MPs are being lobbied by Christian groups and individuals to vote to give UK courts the power to define genocide so that trade sanctions can be imposed with reason.
On Tuesday, the House of Lords forced the Government to look again at an amendment to the Trade Bill which would give British courts the power to decide whether a genocide has taken place in a country and therefore impact whether trade deals should end or sanctions applied.
This suggestion, by Christian Peer Lord David Alton, will now go back to the House of Commons and is expected to be tabled on Tuesday 9th February.
Christian religious freedom charity Open Doors is urging its supporters to write to their MP. Open Doors UK and Ireland's head of advocacy and public affairs. Dr David Landrum. said: "This vote is on a knife-edge and if it passes, it would represent a statement of intent for the UK's role in protecting human rights globally."
The first draft of the amendment stated that if a country were deemed to be committing genocide, the UK Government would be bound to terminate all trade agreements with the country. The amendment was defeated by eleven votes in the House of Commons, with those against it arguing that it endangered the separation of powers between the executive and the judiciary as judges would indirectly have a significant role in foreign policy.
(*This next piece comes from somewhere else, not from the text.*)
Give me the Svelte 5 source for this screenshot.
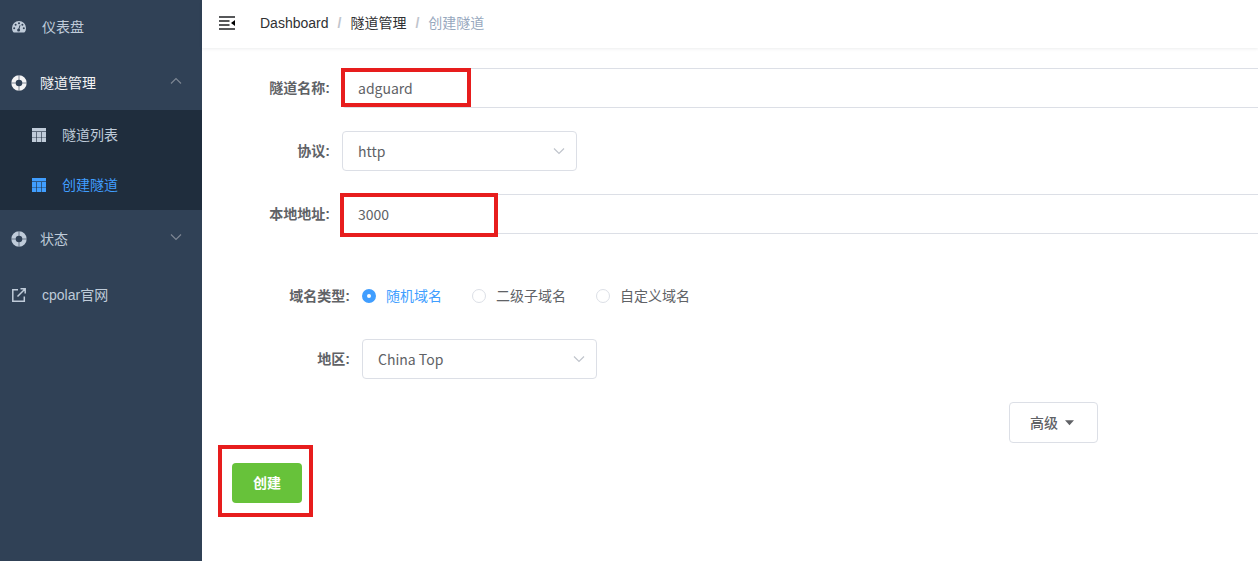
<script>
  let name = $state('adguard');
  let protocol = $state('http');
  let address = $state('3000');
  let domain = $state('random');
  let region = $state('cn_top');
  const domains = [
    { value: 'random', label: '随机域名' },
    { value: 'sub', label: '二级子域名' },
    { value: 'custom', label: '自定义域名' },
  ];
</script>

{#snippet ring()}
  <svg class="ring" viewBox="0 0 16 16" aria-hidden="true">
    <circle cx="8" cy="8" r="5.5" fill="none" stroke="currentColor" stroke-width="4.4" />
    <path d="M8 0v5M8 11v5M0 8h5M11 8h5" stroke="#304156" stroke-width="1" opacity=".6" />
  </svg>
{/snippet}

{#snippet grid()}
  <svg class="grid" viewBox="0 0 14 14" aria-hidden="true">
    <path fill="currentColor" d="M0 0h14v14H0z" />
    <path fill="#1f2d3d" opacity=".6" d="M0 3h14v1H0zM4 4h1v10H4zM9 4h1v10H9z" />
    <path fill="#1f2d3d" opacity=".4" d="M0 9h14v1H0z" />
  </svg>
{/snippet}

{#snippet chevron(up)}
  <svg class="chevron" viewBox="0 0 12 12" aria-hidden="true">
    <path d={up ? 'M1 8.500L6 3.500l5 5' : 'M1 3.500l5 5 5-5'} fill="none" stroke="currentColor" stroke-width="1.2" />
  </svg>
{/snippet}

<div class="app">
  <nav class="sidebar">
    <a class="item" href="#dashboard">
      <svg class="gauge" viewBox="0 0 14 12" aria-hidden="true">
        <path fill="currentColor" d="M7 0a7 7 0 0 0-7 7c0 1.500.4 2.900 1.100 4.100.2.300.5.500.8.500h10.200c.3 0 .6-.2.8-.5A7.500 7.500 0 0 0 14 7a7 7 0 0 0-7-7z" />
        <g fill="#304156">
          <circle cx="2.200" cy="7.300" r="1" /><circle cx="3.600" cy="3.800" r="1" />
          <circle cx="7" cy="2.300" r="1" /><circle cx="10.400" cy="3.800" r="1" />
          <circle cx="11.800" cy="7.300" r="1" /><circle cx="6.600" cy="8.900" r="1.500" />
        </g>
        <path d="M6.700 8.700L8 4.300" stroke="#304156" stroke-width="1" />
      </svg>
      <span>仪表盘</span>
    </a>
    <button class="item group open" type="button">
      {@render ring()}<span>隧道管理</span>{@render chevron(true)}
    </button>
    <div class="submenu">
      <a href="#list">{@render grid()}<span>隧道列表</span></a>
      <a href="#create" class="active">{@render grid()}<span>创建隧道</span></a>
    </div>
    <button class="item group" type="button">
      {@render ring()}<span>状态</span>{@render chevron(false)}
    </button>
    <a class="item" href="#site">
      <svg class="external" viewBox="0 0 14 14" aria-hidden="true">
        <path d="M6 1.700H.8v11.500h11.500V8.500M5.500 8.500L12.500 1.500M8.500.8h4.700v4.700" fill="none" stroke="currentColor" stroke-width="1.500" />
      </svg>
      <span>cpolar官网</span>
    </a>
  </nav>

  <div class="content">
    <header>
      <button class="fold" type="button" aria-label="折叠菜单">
        <svg viewBox="0 0 16 14" aria-hidden="true">
          <path d="M0 1h16M0 5h10.500M0 9h10.500M0 13h16" stroke="#1f2023" stroke-width="1.600" />
          <path d="M16 4v6l-4-3z" fill="#000" />
        </svg>
      </button>
      <div class="crumbs">
        <a href="#dashboard">Dashboard</a><i>/</i><a href="#tunnels">隧道管理</a><i>/</i><span>创建隧道</span>
      </div>
    </header>

    <main>
      <form onsubmit={(e) => e.preventDefault()}>
        <div class="row">
          <label for="name">隧道名称:</label>
          <div class="field wide"><input id="name" type="text" bind:value={name} /><div class="mark mark-name"></div></div>
        </div>
        <div class="row">
          <label for="protocol">协议:</label>
          <div class="field select">
            <select id="protocol" bind:value={protocol}><option value="http">http</option><option value="tcp">tcp</option></select>
            {@render chevron(false)}
          </div>
        </div>
        <div class="row">
          <label for="address">本地地址:</label>
          <div class="field wide"><input id="address" type="text" bind:value={address} /><div class="mark mark-address"></div></div>
        </div>

        <div class="nested">
          <div class="row" role="radiogroup" aria-labelledby="domain-label">
            <span class="label" id="domain-label">域名类型:</span>
            <div class="radios">
              {#each domains as d}
                <label class:checked={domain === d.value}>
                  <input type="radio" name="domain" value={d.value} bind:group={domain} />{d.label}
                </label>
              {/each}
            </div>
          </div>
          <div class="row">
            <label for="region">地区:</label>
            <div class="field select">
              <select id="region" bind:value={region}><option value="cn_top">China Top</option><option value="us">United States</option></select>
              {@render chevron(false)}
            </div>
          </div>
        </div>

        <div class="advanced">
          <button type="button">高级
            <svg viewBox="0 0 10 6" aria-hidden="true"><path d="M0 0h10L5 5.500z" fill="currentColor" /></svg>
          </button>
        </div>
        <div class="actions">
          <button type="submit">创建</button>
          <div class="mark mark-submit"></div>
        </div>
      </form>
    </main>
  </div>
</div>

<style>
  :global(body) { background: #fff; }
  .app {
    display: flex;
    min-height: 100vh;
    overflow: hidden;
    color: #606266;
    font: 14px/20px "Liberation Sans", "Noto Sans CJK SC", sans-serif;
  }
  .app * { box-sizing: border-box; }
  button, input, select { font: inherit; color: inherit; margin: 0; }
  a { text-decoration: none; color: inherit; }

  .sidebar { flex: 0 0 202px; background: #304156; color: #bfcbd9; }
  .item {
    display: flex;
    align-items: center;
    width: 100%;
    height: 56px;
    padding: 2px 20px 0 12px;
    border: 0;
    background: none;
    text-align: left;
  }
  .item:first-child { height: 54px; padding-top: 0; }
  .item span { margin-left: 16px; }
  .item.group { padding-left: 11px; }
  .item.group span { margin-left: 13px; }
  .open { color: #f4f4f5; }
  .gauge { width: 14px; height: 12px; }
  .ring { width: 16px; height: 16px; }
  .external { width: 14px; height: 14px; }
  .chevron { width: 12px; height: 12px; }
  .item .chevron { margin: 0 0 4px auto; color: #7d8693; }
  .submenu { background: #1f2d3d; }
  .submenu a { display: flex; align-items: center; height: 50px; padding-left: 32px; gap: 16px; }
  .submenu .active { color: #409eff; }
  .grid { width: 14px; height: 14px; }

  .content { flex: 1; min-width: 0; }
  header {
    display: flex;
    align-items: center;
    height: 48px;
    padding: 0 17px 3px;
    gap: 25px;
    box-shadow: 0 1px 3px rgba(0, 21, 41, 0.08);
  }
  .fold { display: flex; padding: 0; border: 0; background: none; }
  .fold svg { width: 16px; height: 14px; }
  .crumbs { display: flex; color: #97a8be; white-space: nowrap; }
  .crumbs a { color: #303133; }
  .crumbs i { margin: 0 9px; font-style: normal; color: #c0c4cc; font-weight: 700; }

  main { padding: 20px 0 20px 30px; }
  .row { display: flex; margin-bottom: 23px; }
  .row > label, .label {
    flex: 0 0 110px;
    padding-right: 12px;
    line-height: 40px;
    text-align: right;
    font-weight: 700;
  }
  .nested { margin-top: 42px; padding-left: 20px; }
  .field { position: relative; font-family: "Noto Sans CJK SC", sans-serif; }
  .wide { flex: 1; min-width: 0; }
  .field input, .field select {
    display: block;
    width: 100%;
    height: 40px;
    padding: 0 15px;
    border: 1px solid #dcdfe6;
    border-radius: 4px;
    background: #fff;
    outline: 0;
  }
  .wide input { border-right: 0; border-radius: 4px 0 0 4px; }
  .select { flex: 0 1 235px; }
  .field select { appearance: none; }
  .select .chevron { position: absolute; top: 14px; right: 12px; color: #c0c4cc; pointer-events: none; }
  .radios { display: flex; gap: 30px; }
  .radios label { display: flex; align-items: center; gap: 10px; height: 40px; font-weight: 400; }
  .radios .checked { color: #409eff; }
  .radios input {
    appearance: none;
    width: 14px;
    height: 14px;
    border: 1px solid #dcdfe6;
    border-radius: 50%;
    background: #fff;
  }
  .radios input:checked { border: 5px solid #409eff; }

  .advanced { display: flex; justify-content: flex-end; padding-right: 160px; }
  .advanced button {
    display: flex;
    align-items: center;
    gap: 7px;
    height: 41px;
    padding: 0 23px 0 20px;
    border: 1px solid #dcdfe6;
    border-radius: 4px;
    background: #fff;
    font-weight: 500;
  }
  .advanced svg { width: 9px; height: 6px; }
  .actions { position: relative; display: flex; margin-top: 20px; }
  .actions button {
    width: 70px;
    height: 40px;
    border: 0;
    border-radius: 4px;
    background: #67c23a;
    color: #fff;
    font-weight: 700;
  }
  .mark { position: absolute; border: 4px solid #e71d1d; pointer-events: none; }
  .mark-name { left: -1px; top: 0; width: 130px; height: 39px; }
  .mark-address { left: -2px; top: -1px; width: 158px; height: 44px; }
  .mark-submit { left: -14px; top: -18px; width: 95px; height: 72px; }
</style>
The latest draft does not automatically require trade agreements to be stopped but will leave that decision to Parliament.
This suggestion was passed in the House of Lords, with the support of nine bishops, by 171 so will return to the House of Commons this week.
Although it would apply in many situations, currently at the forefront of politicians' minds is how it would change trade and diplomatic relations with China, where Uighur people, an officially recognised ethnic minority of mostly Muslims in Xinjiang in Northwest China, are currently being kept in detention camps and treated abominably.
In the camps, it is thought there is heavy surveillance, restrictions on worship, that Uighur women are being raped and sterilised and that those there are being forced to do manual labour for little or no pay.
The case has not been able to reach the International Criminal Court because China is out of its jurisdiction, and the fact that China is part of the United Nations has also hampered an international ruling.
Pro-life group Right To Life also supports the amendment because of reports of forced terminations on women. They say: "there is extensive evidence that many women in the Uighur Muslim community in Xinjiang, China are being subjected to forced abortions...[the amendment] would help with putting international pressure on the Chinese Communist Party to stop the practice of forcing abortions on the Uighur Muslim community along with the wider human rights abuses that evidence shows is being perpetuated against this community. "
The trade minister Greg Hands has opposed the amendment in its current form, saying: "To accept this specific amendment would allow the high court to frustrate, even revoke trade agreements entered into by the Government and approved after parliamentary scrutiny."
Politicians such as Iain Duncan Smith are backing the amendment as well Christian Solidarity Worldwide.